* Directions for this task:
Only the number is wanted: how many lines contain the word "with"?

* Material:
>> begin

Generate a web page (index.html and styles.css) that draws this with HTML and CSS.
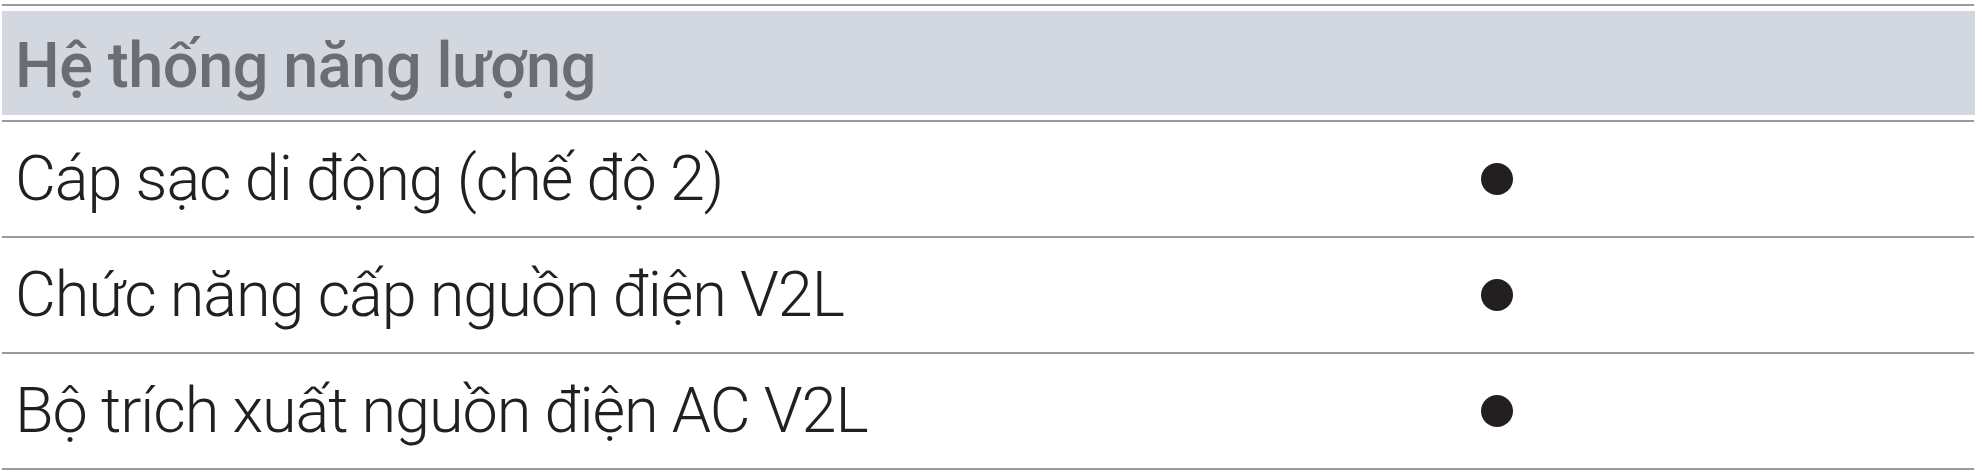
FILE: index.html
```html
<!DOCTYPE html>
<html lang="vi">
<head>
<meta charset="utf-8">
<title>Hệ thống năng lượng</title>
<link rel="stylesheet" href="styles.css">
</head>
<body>
<div class="spec-table">
  <div class="row header">
    <div class="header-bg">
      <div class="label header-label">Hệ thống năng lượng</div>
    </div>
  </div>
  <div class="row">
    <div class="label">Cáp sạc di động (chế độ 2)</div>
    <div class="mark"><span class="dot"></span></div>
    <div class="extra"></div>
  </div>
  <div class="row">
    <div class="label">Chức năng cấp nguồn điện V2L</div>
    <div class="mark"><span class="dot"></span></div>
    <div class="extra"></div>
  </div>
  <div class="row">
    <div class="label">Bộ trích xuất nguồn điện AC V2L</div>
    <div class="mark"><span class="dot"></span></div>
    <div class="extra"></div>
  </div>
</div>
</body>
</html>
```
FILE: styles.css
```css
html, body {
  margin: 0;
  padding: 0;
  background: #ffffff;
}

.spec-table {
  margin: 4px 0 0 2px;
  width: 1972px;
  border-top: 2px solid #999a9c;
  font-family: Roboto, "Liberation Sans", sans-serif;
}

.row {
  display: grid;
  grid-template-columns: 1418px 154px 400px;
  align-items: center;
  height: 114px;
  border-bottom: 2px solid #999a9c;
}

.row.header {
  display: block;
  padding: 5px 0;
  height: 104px;
}

.header-bg {
  height: 104px;
  width: 1973px;
  background: #d3d8e0;
  display: flex;
  align-items: center;
}

.label {
  padding-left: 13px;
  font-size: 63px;
  font-weight: 300;
  letter-spacing: -1.1px;
  color: #231f20;
  white-space: nowrap;
  line-height: 1.2;
}

.header-label {
  font-weight: 500;
  letter-spacing: -0.45px;
  color: #6a6e72;
  padding-top: 6px;
}

.mark {
  display: flex;
  justify-content: center;
  align-items: center;
}

.dot {
  width: 32px;
  height: 32px;
  border-radius: 50%;
  background: #231f20;
}
```
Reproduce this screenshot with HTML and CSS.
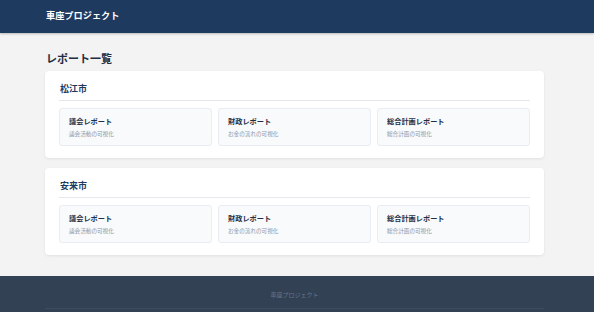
FILE: index.html
```html
<!DOCTYPE html>
<html lang="ja">
<head>
    <meta charset="UTF-8">
    <meta name="viewport" content="width=device-width, initial-scale=1.0">
    <title>車座プロジェクト</title>
    <link rel="stylesheet" href="styles.css">
</head>
<body>
    <header class="header">
        <div class="container">
            <div class="brand">車座プロジェクト</div>
        </div>
    </header>

    <main class="main">
        <div class="container">
            <h2 class="page-title">レポート一覧</h2>

            <section class="city">
                <h3 class="city-name">松江市</h3>
                <div class="reports">
                    <a class="report" href="#">
                        <div class="report-title">議会レポート</div>
                        <div class="report-desc">議会活動の可視化</div>
                    </a>
                    <a class="report" href="#">
                        <div class="report-title">財政レポート</div>
                        <div class="report-desc">お金の流れの可視化</div>
                    </a>
                    <a class="report" href="#">
                        <div class="report-title">総合計画レポート</div>
                        <div class="report-desc">総合計画の可視化</div>
                    </a>
                </div>
            </section>

            <section class="city">
                <h3 class="city-name">安来市</h3>
                <div class="reports">
                    <a class="report" href="#">
                        <div class="report-title">議会レポート</div>
                        <div class="report-desc">議会活動の可視化</div>
                    </a>
                    <a class="report" href="#">
                        <div class="report-title">財政レポート</div>
                        <div class="report-desc">お金の流れの可視化</div>
                    </a>
                    <a class="report" href="#">
                        <div class="report-title">総合計画レポート</div>
                        <div class="report-desc">総合計画の可視化</div>
                    </a>
                </div>
            </section>
        </div>
    </main>

    <footer class="footer">
        <div class="container">
            <div class="footer-name">車座プロジェクト</div>
            <div class="footer-bottom"></div>
        </div>
    </footer>
</body>
</html>
```

FILE: styles.css
```css
body {
    margin: 0;
    background-color: #f3f3f4;
    font-family: "Noto Sans CJK JP", "Noto Sans", sans-serif;
    color: #1e293b;
}
.container {
    width: 499px;
    margin-left: 45px;
}
.header {
    background-color: #1f3a5f;
    height: 33px;
    box-shadow: 0 1px 2px rgba(0, 0, 0, 0.25);
}
.brand {
    padding-left: 1px;
    line-height: 31px;
    font-size: 9.2px;
    font-weight: bold;
    color: #ffffff;
}
.main {
    padding: 17px 0 21px;
}
.page-title {
    margin: 0 0 5px 1px;
    font-size: 11px;
    line-height: 16px;
    font-weight: bold;
    color: #1f2d42;
}
.city {
    background-color: #ffffff;
    border-radius: 4px;
    box-shadow: 0 1px 3px rgba(0, 0, 0, 0.08);
    padding: 12px 14px 12px 14px;
}
.city + .city {
    margin-top: 10px;
}
.city-name {
    margin: 0;
    padding: 0 0 5px 1px;
    font-size: 9px;
    line-height: 12px;
    font-weight: bold;
    color: #1f3a5f;
    border-bottom: 1px solid #e5e7eb;
}
.reports {
    display: grid;
    grid-template-columns: repeat(3, 1fr);
    gap: 6px;
    margin-top: 7px;
}
.report {
    display: block;
    height: 38px;
    box-sizing: border-box;
    padding: 7px 9px;
    background-color: #f8fafc;
    border: 1px solid #e8edf3;
    border-radius: 3px;
    text-decoration: none;
}
.report-title {
    font-size: 7.2px;
    line-height: 10px;
    font-weight: bold;
    color: #1e2f48;
}
.report-desc {
    margin-top: 4px;
    font-size: 5.6px;
    line-height: 8px;
    color: #8a94a3;
}
.footer {
    background-color: #334155;
    padding-top: 14px;
    height: 24px;
}
.footer-name {
    text-align: center;
    font-size: 6px;
    line-height: 10px;
    color: #66748a;
}
.footer-bottom {
    margin-top: 8px;
    border-top: 1px solid #3e4c61;
}
```
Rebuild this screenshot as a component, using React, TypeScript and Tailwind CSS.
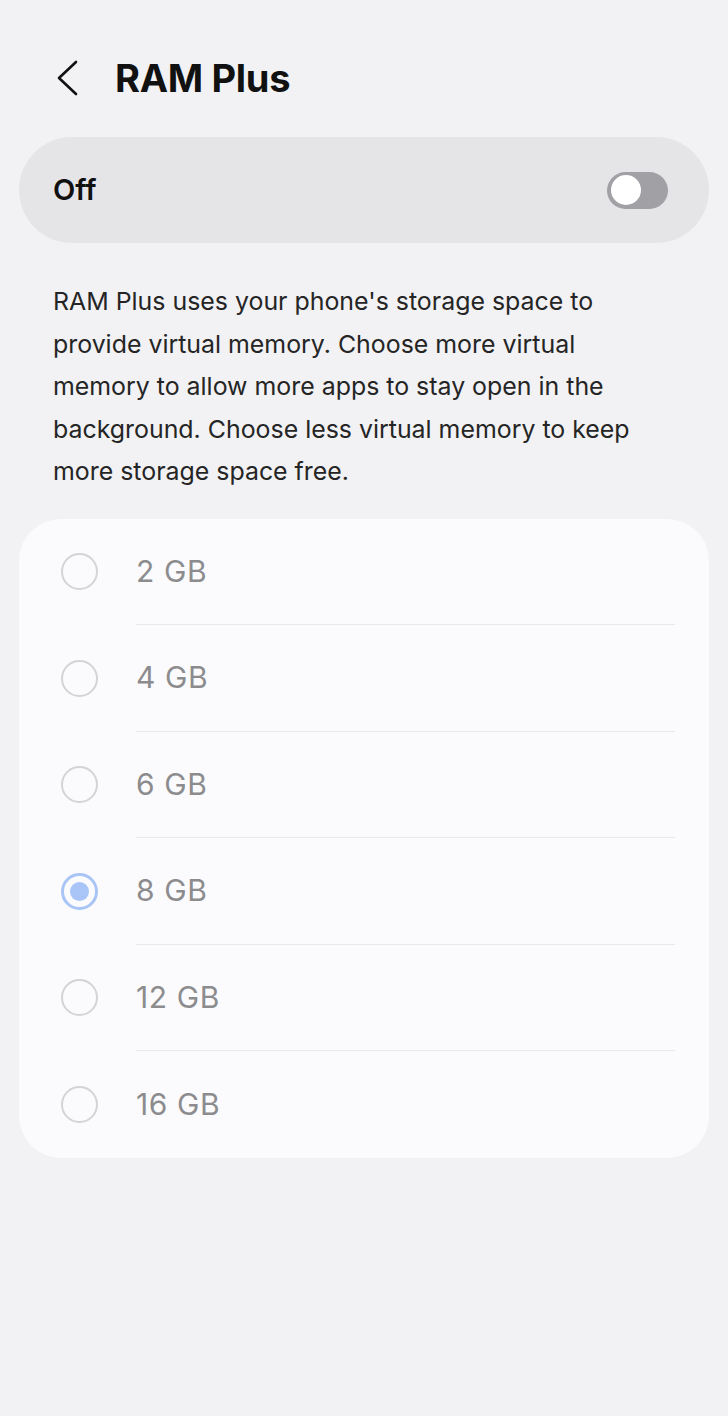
export default function App() {
  const sizes = ['2 GB', '4 GB', '6 GB', '8 GB', '12 GB', '16 GB'];
  const selected = '8 GB';

  return (
    <div
      className="w-[728px] h-[1416px] bg-[#f2f2f4] overflow-hidden"
      style={{ fontFamily: 'Inter, "Noto Sans", sans-serif' }}
    >
      {/* header */}
      <div className="flex items-center h-[76px] mt-[40px] pl-[55px]">
        <svg width="24" height="36" viewBox="0 0 24 36" fill="none">
          <path d="M21 2 L4 18 L21 34" stroke="#111" strokeWidth="2.6" strokeLinecap="round" strokeLinejoin="round" />
        </svg>
        <h1 className="ml-[36px] text-[38px] font-bold text-[#111] tracking-[-0.3px]">RAM Plus</h1>
      </div>

      {/* master switch */}
      <div className="mx-[19px] mt-[21px] h-[106px] rounded-full bg-[#e5e5e8] flex items-center justify-between pl-[34px] pr-[41px]">
        <span className="text-[29px] font-semibold text-[#111]">Off</span>
        <div className="w-[61px] h-[37px] rounded-full bg-[#a1a1a5] flex items-center pl-[4px]">
          <div className="w-[30px] h-[30px] rounded-full bg-white" />
        </div>
      </div>

      <p className="mt-[37px] ml-[53px] w-[600px] text-[24.9px] leading-[42.5px] text-[#252525]">
        RAM Plus uses your phone's storage space to provide virtual memory. Choose more virtual memory to allow more apps to stay open in the background. Choose less virtual memory to keep more storage space free.
      </p>

      {/* options */}
      <div className="mx-[19px] mt-[26px] rounded-[42px] bg-[#fbfbfd]">
        {sizes.map((size, i) => (
          <div key={size} className="flex items-stretch h-[106.5px]">
            <div className="w-[117px] flex items-center justify-center pl-[3px]">
              {size === selected ? (
                <div className="w-[37px] h-[37px] rounded-full border-[3px] border-[#a9c5f6] flex items-center justify-center">
                  <div className="w-[19px] h-[19px] rounded-full bg-[#a9c5f8]" />
                </div>
              ) : (
                <div className="w-[37px] h-[37px] rounded-full border-[2.5px] border-[#d4d4d6]" />
              )}
            </div>
            <div
              className={`flex-1 mr-[34px] flex items-center ${
                i < sizes.length - 1 ? 'border-b border-[#e8e8ea]' : ''
              }`}
            >
              <span className="text-[30px] text-[#8c8c8e] tracking-[0.6px]">{size}</span>
            </div>
          </div>
        ))}
      </div>
    </div>
  );
}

>> end

* Finished exercise:
2